Q: You have voiced concerns over the legalization of marijuana. What most troubles you about the forthcoming legislation and how do you see WPS adapting to it?
I have lots of reservations about it and expressed strong opinions. One of the key issues for me is that the tools to test for impairment by drug have not yet been established or approved by legislature. Impairment by drug is just as dangerous to community safety as alcohol, so I think the government needs to focus on that piece.

Another thing is that in a border city like ours, there is going to be some confusion because, while it may be legal here, if you enter the U.S. with a joint in your pocket, you’re going to get arrested. There needs to be all kinds of education paralleling the legalization.

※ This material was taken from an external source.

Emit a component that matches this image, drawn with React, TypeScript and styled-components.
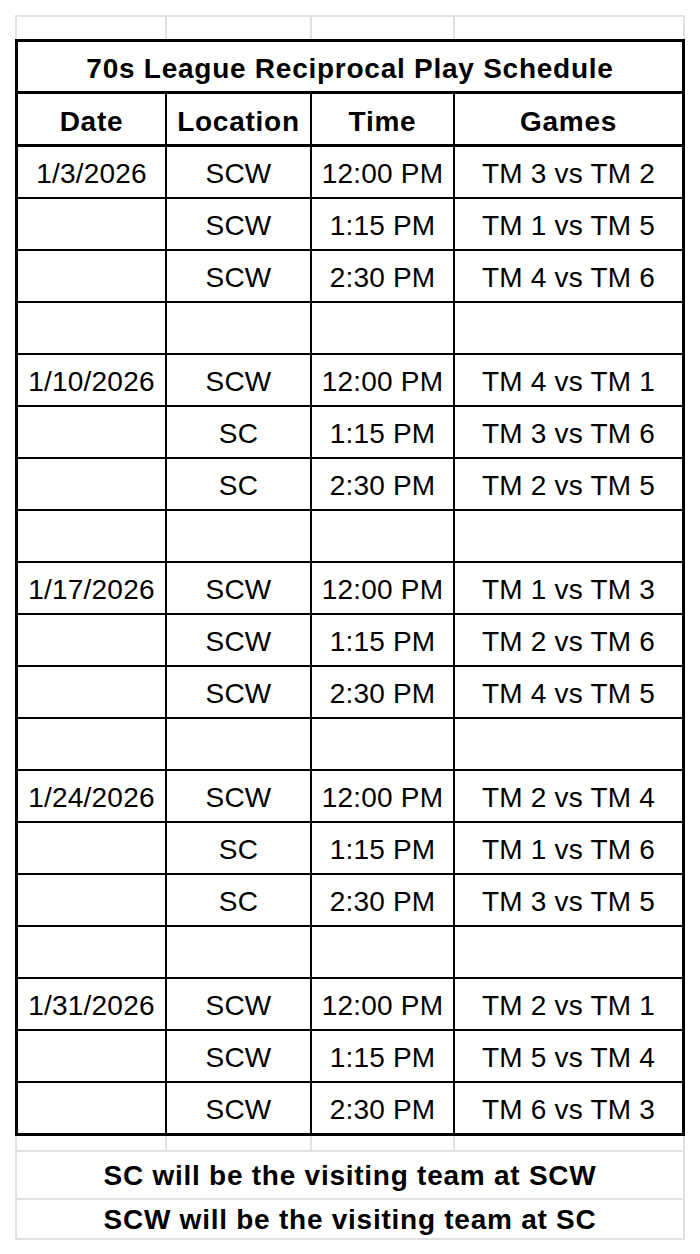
import React from 'react';
import styled, {createGlobalStyle} from 'styled-components';

type Game = [string, string, string];

type Week = {
  date: string,
  games: Game[],
};

const WEEKS: Week[] = [
  {date: '1/3/2026', games: [['SCW', '12:00 PM', 'TM 3 vs TM 2'], ['SCW', '1:15 PM', 'TM 1 vs TM 5'], ['SCW', '2:30 PM', 'TM 4 vs TM 6']]},
  {date: '1/10/2026', games: [['SCW', '12:00 PM', 'TM 4 vs TM 1'], ['SC', '1:15 PM', 'TM 3 vs TM 6'], ['SC', '2:30 PM', 'TM 2 vs TM 5']]},
  {date: '1/17/2026', games: [['SCW', '12:00 PM', 'TM 1 vs TM 3'], ['SCW', '1:15 PM', 'TM 2 vs TM 6'], ['SCW', '2:30 PM', 'TM 4 vs TM 5']]},
  {date: '1/24/2026', games: [['SCW', '12:00 PM', 'TM 2 vs TM 4'], ['SC', '1:15 PM', 'TM 1 vs TM 6'], ['SC', '2:30 PM', 'TM 3 vs TM 5']]},
  {date: '1/31/2026', games: [['SCW', '12:00 PM', 'TM 2 vs TM 1'], ['SCW', '1:15 PM', 'TM 5 vs TM 4'], ['SCW', '2:30 PM', 'TM 6 vs TM 3']]},
];

const HEADERS = ['Date', 'Location', 'Time', 'Games'];

const GRID = '#e1e1e1';

const App = () => {
  // flatten weeks into sheet rows, with an empty spacer row between weeks
  const rows: string[][] = [];
  WEEKS.forEach((week, i) => {
    if (i > 0) rows.push(['', '', '', '']);
    week.games.forEach((g, j) => rows.push([j === 0 ? week.date : '', ...g]));
  });

  return (
    <>
      <GlobalStyle/>
      <Sheet>
        <GridRow $height={24} $top>
          <GridCell/><GridCell/><GridCell/><GridCell/>
        </GridRow>
        <Table>
          <Title>70s League Reciprocal Play Schedule</Title>
          <Row $border={3}>
            {HEADERS.map(h => <Cell key={h} $bold>{h}</Cell>)}
          </Row>
          {rows.map((r, i) => (
            <Row key={i} $border={i === rows.length - 1 ? 0 : 2}>
              {r.map((v, j) => <Cell key={j}>{v}</Cell>)}
            </Row>
          ))}
        </Table>
        <GridRow $height={16}>
          <GridCell/><GridCell/><GridCell/><GridCell/>
        </GridRow>
        <Note $height={48}>SC will be the visiting team at SCW</Note>
        <Note $height={40}>SCW will be the visiting team at SC</Note>
      </Sheet>
    </>
  );
}

const GlobalStyle = createGlobalStyle`
  html, body {
    margin: 0;
    background: #fff;
  }
  body {
    font-family: "Liberation Sans", Arial, sans-serif;
    color: #000;
  }
`

const Sheet = styled.div`
  width: 670px;
  margin: 15px 0 0 15px;
  display: flex;
  flex-direction: column;
`

const GridRow = styled.div<{$height: number, $top?: boolean}>`
  box-sizing: border-box;
  height: ${p => p.$height}px;
  display: grid;
  grid-template-columns: 150px 145px 143px 230px;
  border-left: 2px solid ${GRID};
  border-top: ${p => p.$top ? `2px solid ${GRID}` : 'none'};
  border-bottom: ${p => p.$top ? 'none' : `2px solid ${GRID}`};
`

const GridCell = styled.div`
  border-right: 2px solid ${GRID};
`

const Table = styled.div`
  box-sizing: border-box;
  border: 3px solid #000;
  display: flex;
  flex-direction: column;
`

const Title = styled.div`
  box-sizing: border-box;
  height: 52px;
  border-bottom: 3px solid #000;
  display: flex;
  align-items: center;
  justify-content: center;
  padding-top: 4px;
  font-size: 28px;
  font-weight: bold;
  letter-spacing: 0.75px;
`

const Row = styled.div<{$border: number}>`
  box-sizing: border-box;
  height: ${p => 50 + p.$border}px;
  display: grid;
  grid-template-columns: 149px 145px 143px 227px;
  border-bottom: ${p => p.$border ? `${p.$border}px solid #000` : 'none'};
`

const Cell = styled.div<{$bold?: boolean}>`
  display: flex;
  align-items: center;
  justify-content: center;
  border-right: 2px solid #000;
  font-size: 28px;
  font-weight: ${p => p.$bold ? 'bold' : 'normal'};
  letter-spacing: ${p => p.$bold ? 0.75 : 0.2}px;
  padding-top: ${p => p.$bold ? 5 : 3}px;
  white-space: nowrap;
  &:last-child {
    border-right: none;
  }
`

const Note = styled.div<{$height: number}>`
  box-sizing: border-box;
  height: ${p => p.$height}px;
  border: 2px solid ${GRID};
  border-top: none;
  display: flex;
  align-items: center;
  justify-content: center;
  padding-top: 1px;
  font-size: 28px;
  font-weight: bold;
  letter-spacing: 0.75px;
`

export default App;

Q: What do you think are the other major issues concerning Canada’s law enforcement community today?
The requirement on police to be almost “frontline social and healthcare workers” is extremely taxing on us. We know and embrace the fact we’ll always have a role to play in mental health crises in our communities but at the same time, it’s extremely challenging — especially when we have to use force in a situation that is not criminal but health-related. It’s an area that needs a lot of community thought.

Q: What advice do you have for young people who are considering launching or advancing their career in policing?
You have to demonstrate early on a consistent level of community involvement. Get involved in volunteer work right away. It doesn’t have to be a ton of volunteerism but it has to be consistent over the years and you have to be serious about it. Identify something you enjoy, like the Special Olympics or assisting in mental health initiatives.

The second thing is, again, commit to learning and have a firm knowledge base in technology. We’re not taking people with minimum standards. The competition is high. Position yourself through education to stand out and just keep smiling, helping people and be positive.